Open-ended research yields rewards, as well. The ultrafast laser is causing what can only be called a revolution in a range of disciplines ranging from chemistry to materials processing. Photonic crystals are expanding in capability. New lasing mediums for diode-pumped solid-state (DPSS) lasers promise simplicity of construction and additional wavelengths. Following are some of the past year's highlights in optoelectronics arising from both the commercial and academic arenas.
Ultrafast wins a prize
Combining peak pulse powers up to the terawatt level with modest average power and size, ultrafast (UV) lasers bring plasma physics into the optics laboratory—and potentially onto the factory floor. The near-infrared-emitting femtosecond Ti:sapphire laser dumps energy into its target so fast that matter has no time to dissipate heat, but instead becomes a quickly ejected stream of ions. The laser's high intensities have allowed researchers to create thermonuclear fusion (see Laser Focus World, June 1999, p. 24) and enrich isotopes (see Laser Focus World, Nov. 1999, p. 15) using experimental setups that fit on an optical table. The brevity of the UV laser's pulse has set into motion an area of physical chemistry called "femtochemistry"—pioneered by researcher Ahmed Zewail (California Institute of Technology; Pasadena, CA) for which he received a Nobel prize in chemistry this year.
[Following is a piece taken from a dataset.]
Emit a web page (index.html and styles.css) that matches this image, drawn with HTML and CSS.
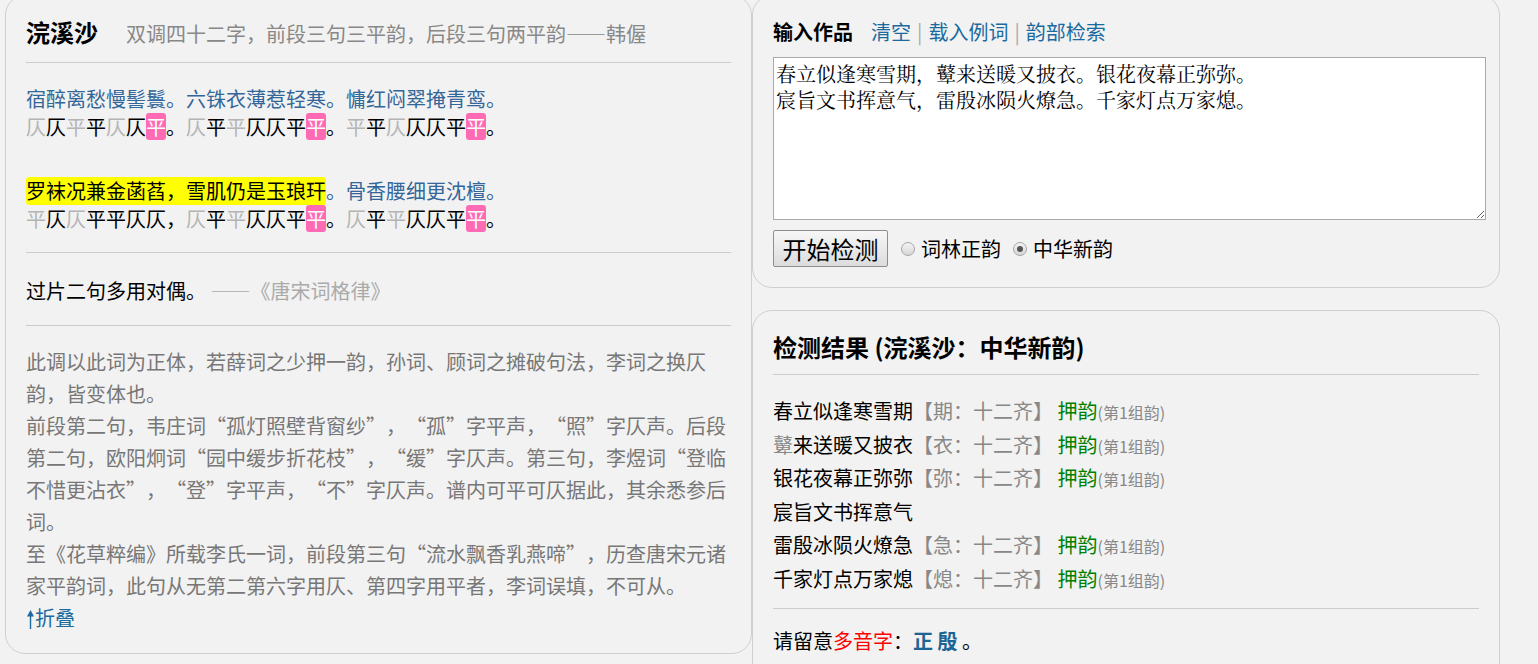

Femtosecond pulses remove material with no recasting, slagging, or heat damage—a property exploited by Clark-MXR (Dexter, MI), a developer of UV laser systems. The company has introduced the first commercial femtosecond micromachining workstation, which contains computer-controlled translation stages as well as the laser and optics. The laser itself produces 0.8-mJ, 150-fs pulses of nearly TEM00 beam quality at a 1-kHz repetition rate.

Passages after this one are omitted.